The Nikko Style brand, which was announced in November 2017, will feature hotels that average between 150 and 200 guestrooms that are approximately 350 square feet in size, Hehir said.

“We’ll start growing it in Japan first, then to other parts of Asia and hopefully go global from there,” he said.

Haggerty said that while the company will focus on launching and expanding the Nikko Style brand, it can also invest in other select-service brands.

“The bottom line there is that if you think of Asia broadly, the notion (is) the upscale segment being vastly under-represented,” he said. “There’s an interesting value play for select service in Asia broadly speaking. It’s difficult to execute because of the cost of land, but a lot of the growth like we saw in the States will occur in that segment.”

Growth in Mexico, too
Trinity Real Estate Investments is also interested in expanding its footprint in Mexico and brought on longtime partner Juan Vaughan to spearhead the growth, according to Hehir. The company in early May purchased the Hilton Los Cabos Beach & Golf Resort in Cabo San Lucas in a joint-venture deal with Walton Street Capital.

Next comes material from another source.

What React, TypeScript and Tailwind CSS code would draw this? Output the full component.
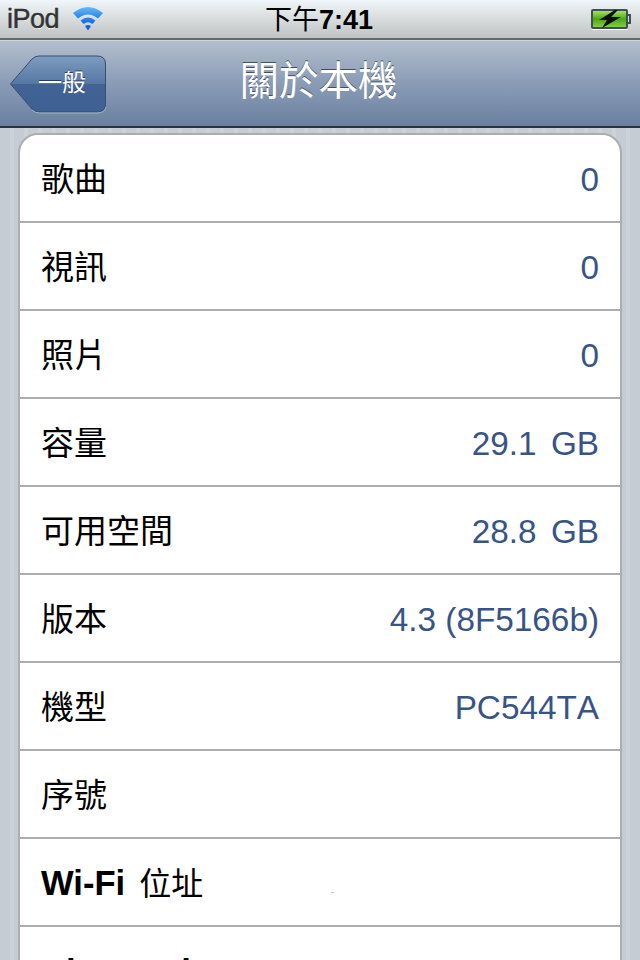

“We plan to spend a lot of time in Mexico looking at Mexico-specific investment vehicles, looking at acquisition opportunities,” Hehir said.

Haggerty, who sits on the board of directors of Mexico-based Playa Hotels & Resorts, said hotel product and capital are more available than ever in the country.

“The access to domestic capital sources has never been more efficient, more tax-efficient—it’s changed the liquidity profile of assets broadly speaking in Mexico,” he said. “As an investor you want to know you’ve got a meaningful couple of shots on goal to get out and not rely on foreign capital in Mexico.

“The FIBRAs have created an exit option for Mexico-owned capital that wasn’t there before,” he added. “The liquidity profile in Mexico has increased dramatically over the past five years.”

Hehir said Trinity is bullish on Mexico City, Cabo San Lucas, Cancun, the Riviera Maya and Puerto Vallarta, Hehir said.

“These are all very robust markets that have tremendous airlift from the United States,” he said. “You take Cancun and the Rivera Maya, there’s a lot of European demand.”